To control and mitigate the effects of blasting on nearby vicinities, developing more accurate PPV predictive models is of great importance. In this study, two optimum hybridized structures using GFFN incorporated to FMA and ICA were presented. The optimum GFFN topology was tuned through an automated parameter setting procedure subjected to 78 monitored datasets of blasting events in Alvand–Qoly mine, Kurdistan Province-Iran. To increase the efficiency of hybrid structures, the corresponding internal variables of FMA and ICA optimally were adjusted using parametric analyses. The results of optimized hybrid architectures proved to be more accurate than the only GFFN.

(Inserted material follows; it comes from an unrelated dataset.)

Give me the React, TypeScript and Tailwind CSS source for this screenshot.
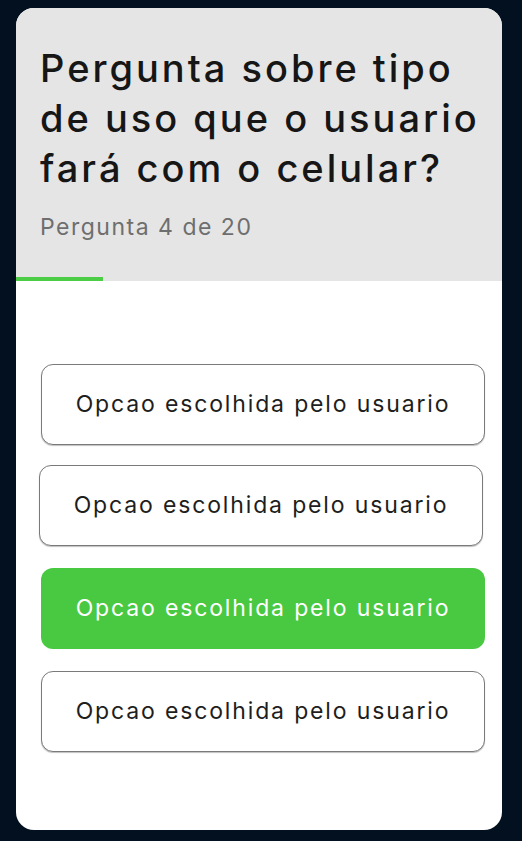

Referring to conducted RMSE-iteration curves subjected to different number of populations, the higher tendency for convergence in FMA than ICA led to 11.37% and 10.42% improvements in hybrid GFFN-FMA and GFFN-ICA than GFFN. Accordingly, the R2 value of GFFN form 0.90 was updated to 0.97 (GFFN-FMA) and 0.96 (GFFN-ICA). The results of CCR showed 93.75% success for GFFN-FMA while it was decreased to 87.5% and 75% in GFFN-ICA and GFFN, respectively. Pursued accuracy performance and ranked statistical error criteria exhibited relative superiority of the GFFN-FMA than GFFN-ICA. However, the differences were not significant. The calculated AUCROC as an index of model skill demonstrated for 2.3% and 12.5% improving in predictability level of the GFFN-FMA than other models. Using different sensitivity analyses techniques, the distance, total charge, and the burden were recognized as the most and least effective factors on predicted PPV. The study showed that implementing of the FMA and ICA not only can significantly improve the robustness and performance of the GFFN model, but also provide more flexible and reliable tool for the purpose of PPV prediction. It was observed that for the current study FMA is more applicable than ICA.